In what lawyers believe to be the largest child wrongful death settlement in American history, Ikea is set to pay $46 million to a California family whose son was killed after a dresser tipped over and fell on him.

Two-year-old Jozef Dudek was killed in 2017 when a three-drawer Ikea dresser fell, crushing the child after he was put down for a nap by his father.

“Our clients were extremely safety-conscious. They baby-proofed their home, and they had even secured other furniture in their home to the wall if they thought it presented any risk of tipping over,” Alan Feldman, one of the family’s attorneys, said at a press conference.

“However, when they purchased the three-drawer MALM dresser from Ikea in 2008, they never suspected that this small, short dresser could be an instrument of death,” Feldman continued.

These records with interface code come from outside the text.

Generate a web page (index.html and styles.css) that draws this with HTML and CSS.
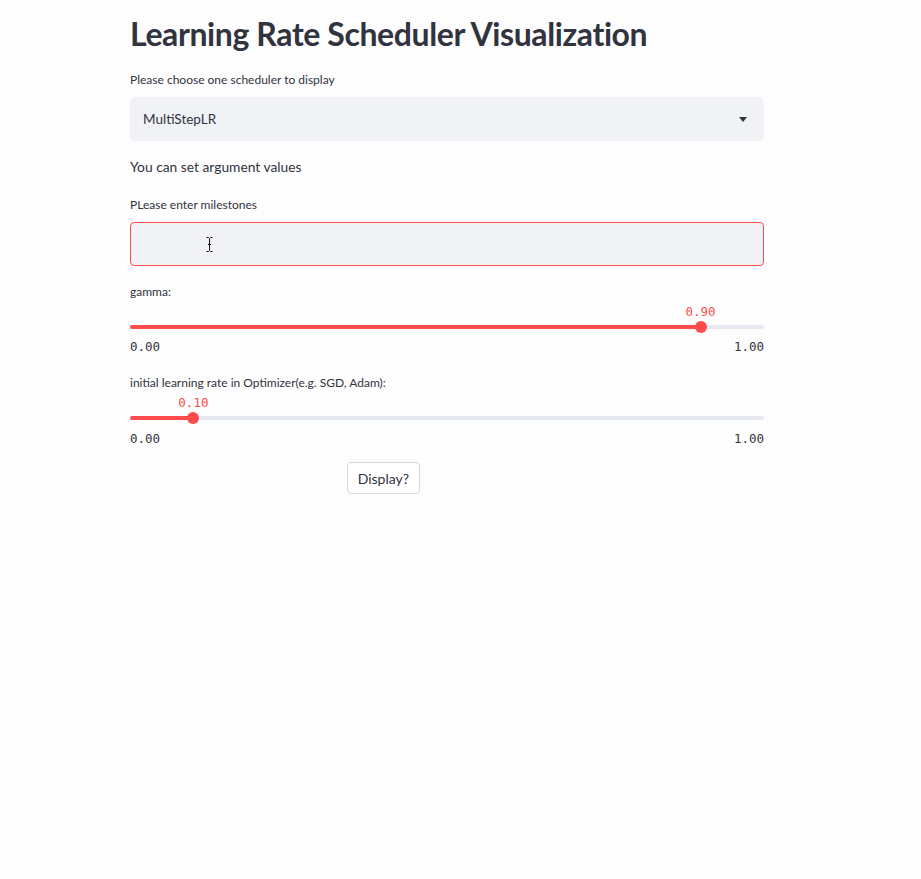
FILE: index.html
```html
<!DOCTYPE html>
<html lang="en">
<head>
<meta charset="utf-8">
<title>Learning Rate Scheduler Visualization</title>
<link rel="stylesheet" href="styles.css">
</head>
<body>
<main class="page">
  <h1 class="title">Learning Rate Scheduler Visualization</h1>

  <label class="label label-first">Please choose one scheduler to display</label>
  <div class="select">
    <span class="select-value">MultiStepLR</span>
    <svg class="caret" width="8" height="5" viewBox="0 0 8 5"><path d="M0 0H8L4 5Z" fill="#31333f"/></svg>
  </div>

  <p class="text">You can set argument values</p>

  <label class="label label-milestones">PLease enter milestones</label>
  <div class="input">
    <svg class="ibeam" width="7" height="15" viewBox="0 0 7 15"><path d="M0.5 0.5H2.5L3.5 1.5L4.5 0.5H6.5M3.5 1.5V13.5M0.5 14.5H2.5L3.5 13.5L4.5 14.5H6.5M2 7.5H5" stroke="#111" stroke-width="1" fill="none"/></svg>
  </div>

  <label class="label label-gamma">gamma:</label>
  <div class="slider">
    <div class="slider-value-row"><span class="slider-value" style="left:90%">0.90</span></div>
    <div class="slider-track">
      <div class="slider-fill" style="width:90%"></div>
      <div class="slider-thumb" style="left:90%"></div>
    </div>
    <div class="slider-range"><span>0.00</span><span>1.00</span></div>
  </div>

  <label class="label label-lr">initial learning rate in Optimizer(e.g. SGD, Adam):</label>
  <div class="slider">
    <div class="slider-value-row"><span class="slider-value" style="left:10%">0.10</span></div>
    <div class="slider-track">
      <div class="slider-fill" style="width:10%"></div>
      <div class="slider-thumb" style="left:10%"></div>
    </div>
    <div class="slider-range range-last"><span>0.00</span><span>1.00</span></div>
  </div>

  <div class="columns">
    <div class="col"></div>
    <div class="col"><button class="button">Display?</button></div>
    <div class="col"></div>
  </div>
</main>
</body>
</html>
```
FILE: styles.css
```css
* { box-sizing: border-box; }
html, body {
  margin: 0;
  padding: 0;
  background: #fdfdfd;
}
body {
  font-family: "Lato", "Noto Sans", sans-serif;
  color: #31333f;
  width: 921px;
  min-height: 879px;
}
.page {
  width: 634px;
  margin-left: 130px;
  padding-top: 14px;
  display: flex;
  flex-direction: column;
}
.title {
  margin: 0;
  font-size: 32px;
  line-height: 40px;
  font-weight: 700;
  letter-spacing: -0.4px;
  color: #31333f;
  white-space: nowrap;
}
.label {
  display: block;
  font-size: 12px;
  line-height: 16px;
  color: #31333f;
}
.label-first { margin-top: 18px; }
.select {
  margin-top: 9px;
  height: 44px;
  background: #f0f2f6;
  border-radius: 5px;
  display: flex;
  align-items: center;
  justify-content: space-between;
  padding: 0 17px 0 13px;
}
.select-value {
  font-size: 13.5px;
}
.caret { display: block; }
.text {
  margin: 16px 0 0;
  font-size: 13.8px;
  line-height: 20px;
}
.label-milestones { margin-top: 20px; }
.input {
  position: relative;
  margin-top: 9px;
  height: 44px;
  background: #f0f2f6;
  border: 1px solid #ff4b4b;
  border-radius: 4px;
}
.ibeam {
  position: absolute;
  left: 75px;
  top: 14px;
}
.label-gamma { margin-top: 18px; }
.label-lr { margin-top: 20px; }
.slider {
  margin-top: 4px;
}
.slider-value-row {
  position: relative;
  height: 16px;
}
.slider-value {
  position: absolute;
  top: 0;
  transform: translateX(-50%);
  font-family: "DejaVu Sans Mono", "Liberation Mono", monospace;
  font-size: 12.5px;
  line-height: 16px;
  color: #ff4b4b;
}
.slider-track {
  position: relative;
  height: 4px;
  margin-top: 5px;
  background: #e6e9ef;
  border-radius: 2px;
}
.slider-fill {
  height: 4px;
  background: #ff4b4b;
  border-radius: 2px;
}
.slider-thumb {
  position: absolute;
  top: -4px;
  width: 12px;
  height: 12px;
  margin-left: -6px;
  border-radius: 50%;
  background: #ff4b4b;
}
.slider-range {
  margin-top: 10px;
  display: flex;
  justify-content: space-between;
  font-family: "DejaVu Sans Mono", "Liberation Mono", monospace;
  font-size: 12.5px;
  line-height: 16px;
  color: #31333f;
}
.range-last { margin-top: 11px; }
.columns {
  margin-top: 15px;
  display: grid;
  grid-template-columns: 1fr 1fr 1fr;
  column-gap: 16px;
}
.button {
  height: 32px;
  padding: 0 10px;
  font-family: inherit;
  font-size: 14px;
  color: #31333f;
  background: #ffffff;
  border: 1px solid #d6d6d9;
  border-radius: 4px;
}
```
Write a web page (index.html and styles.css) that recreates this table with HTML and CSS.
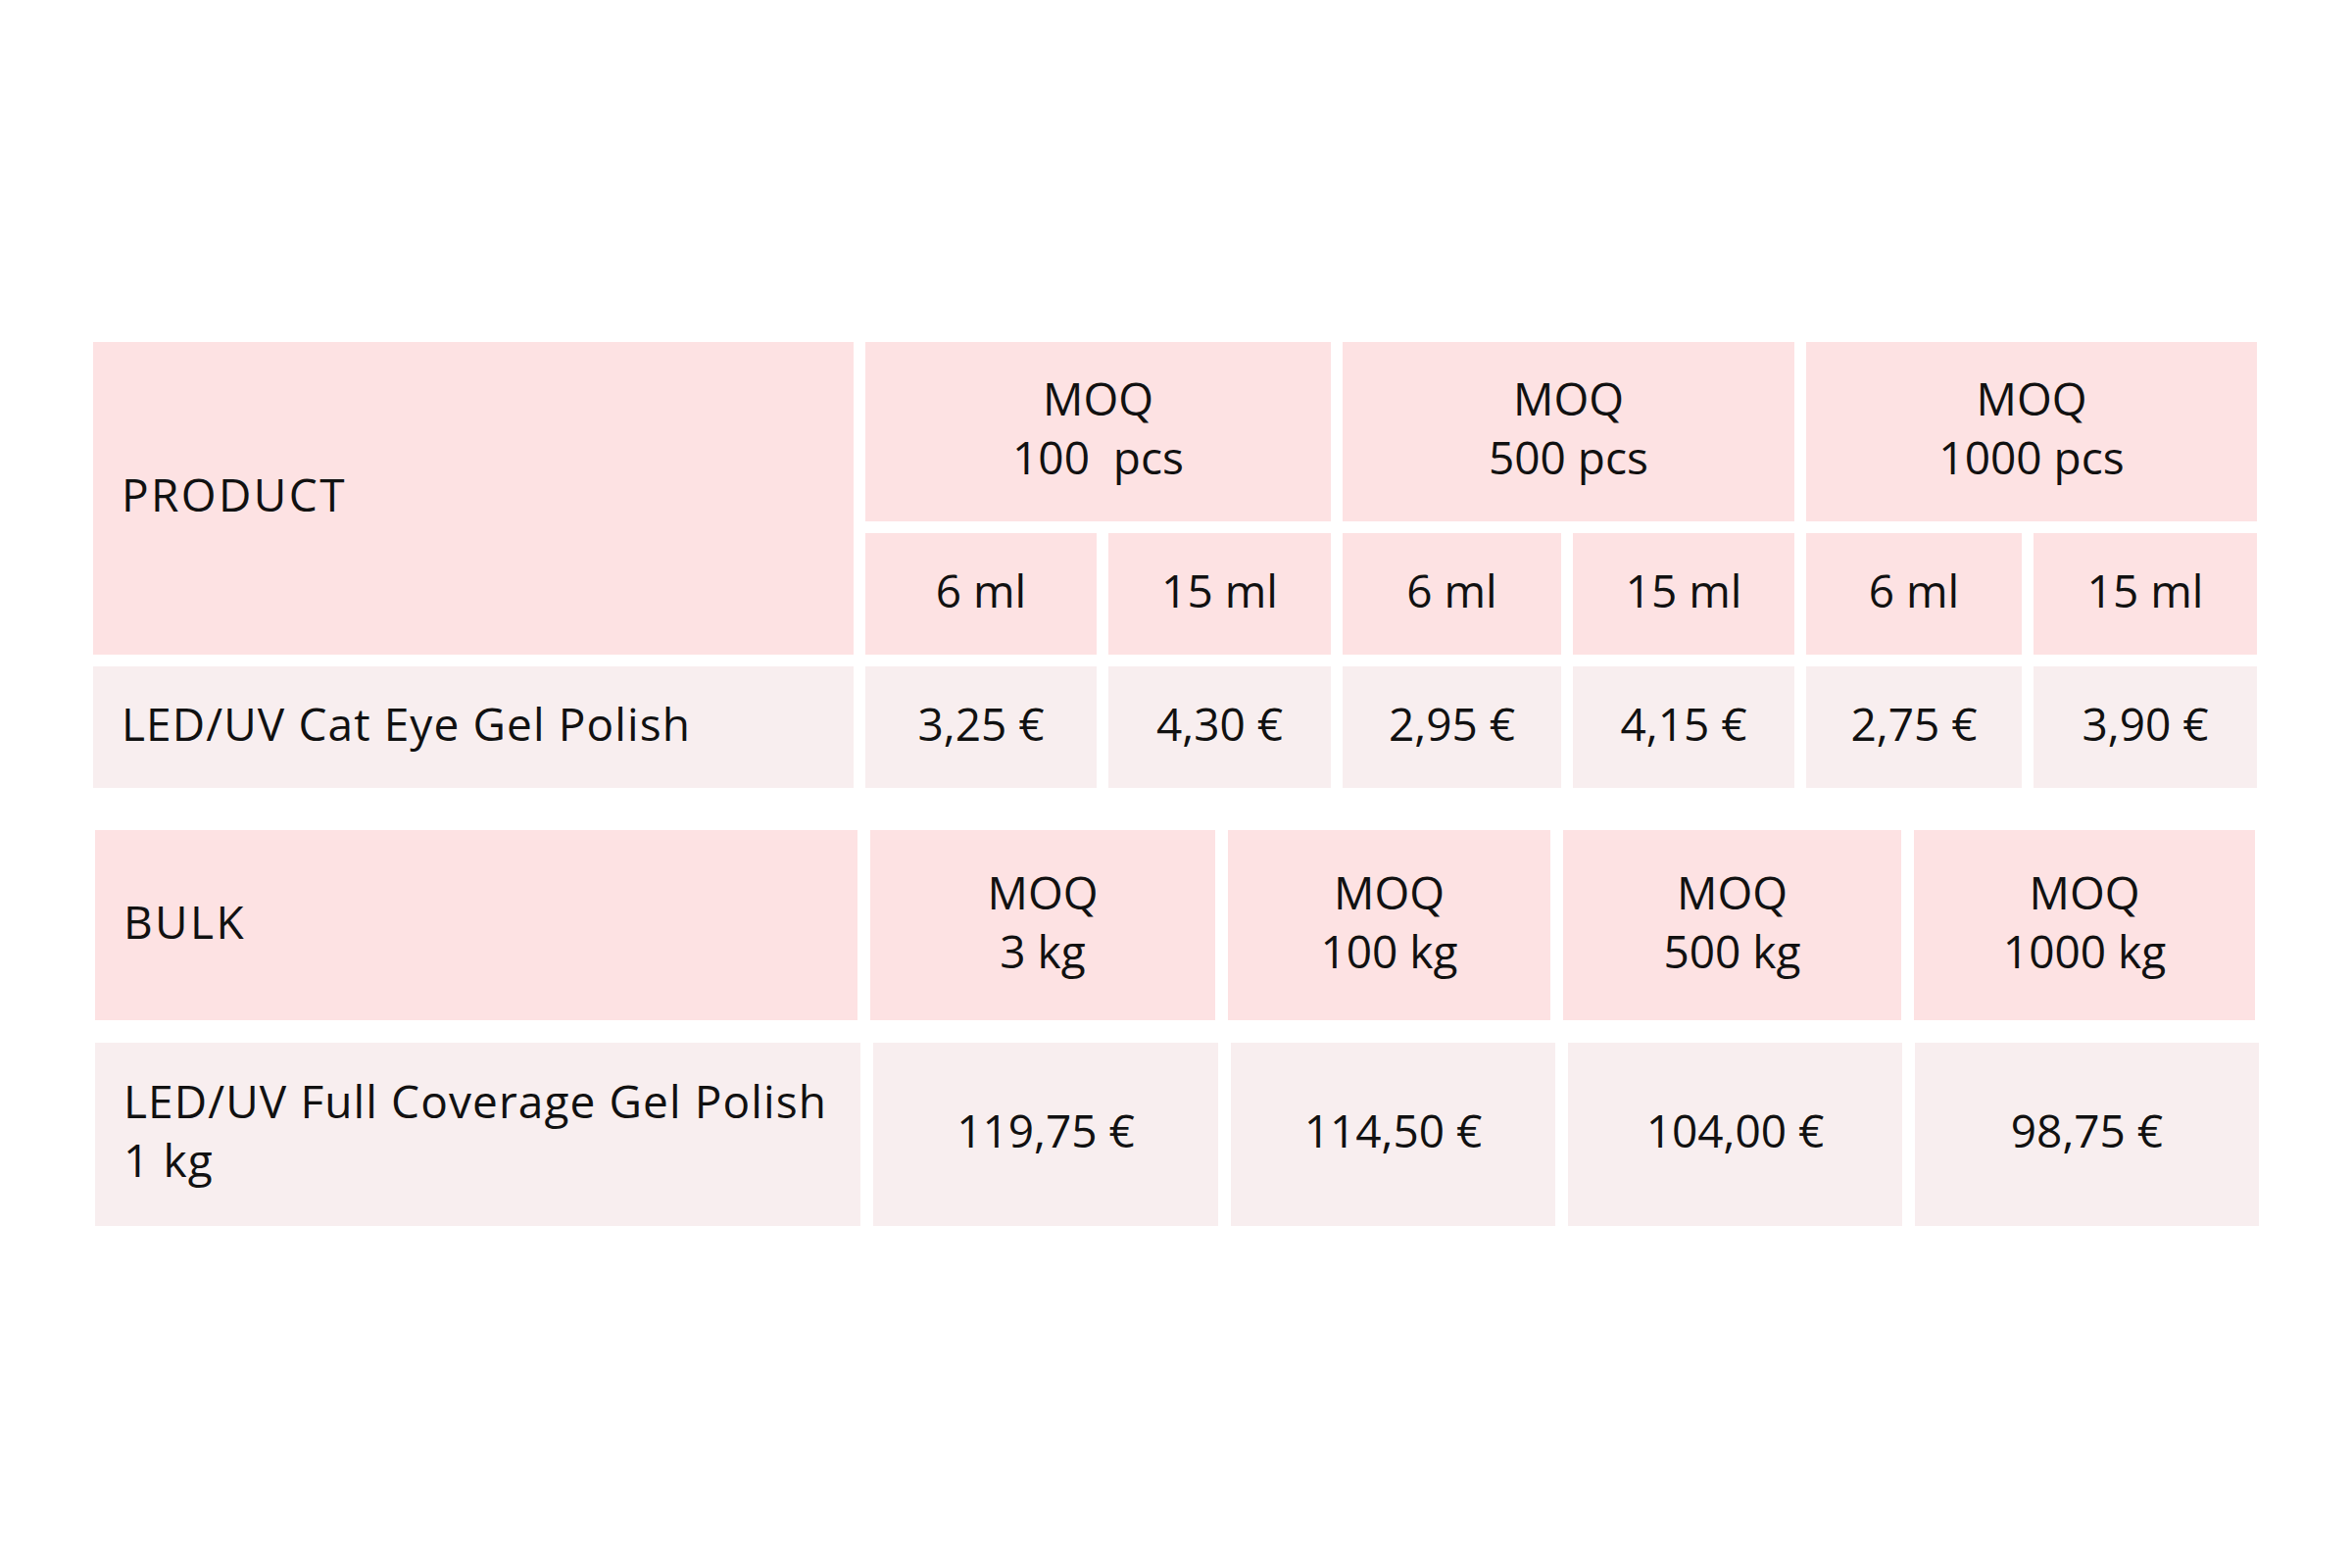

The dresser weighs 70 pounds, according to court documents. Lawyers claimed that Ikea knew that MALM dressers “lacked counterbalancing weight on the back and bottom of the dresser, causing the dresser to be top-heavy and front-heavy, so as to render it unstable,” according to the complaint.

Ikea only recalled the dresser after lawyers from the Feldman Shepard law firm filed lawsuits on behalf of two other families whose children were also killed by the same type of dresser.

Eight children are known to have died when Ikea furniture tipped over. The discount furniture chain recalled a total of 29 million chests and dressers, including 8 million MALM dressers, in 2016.

“We would hope that this settlement raises awareness of this significant public health and safety issue. Tens of thousands of injuries occur each year; this number must be reduced,” another attorney representing the families, Daniel J. Mann, told ABC News in an emailed statement.

Even though consumers must assemble furniture themselves, they should not be responsible for making that furniture safe, said Mann.

“Product liability laws require consumer products to be safe at the time of sale; it should not be up to consumers to make a product safe. Children should be safe in their bedrooms, and furniture must be designed to be stable and tip resistant,” he added.

“While no settlement can alter the tragic events that brought us here, for the sake of the family and all involved, we’re grateful that this litigation has reached a resolution. We remain committed to working proactively and collaboratively to address this very important home safety issue. Again, we offer our deepest condolences,” Ikea said in a statement.

In June 2019, Ikea released a line of tip-over resistant furniture aimed at preventing child deaths and injuries.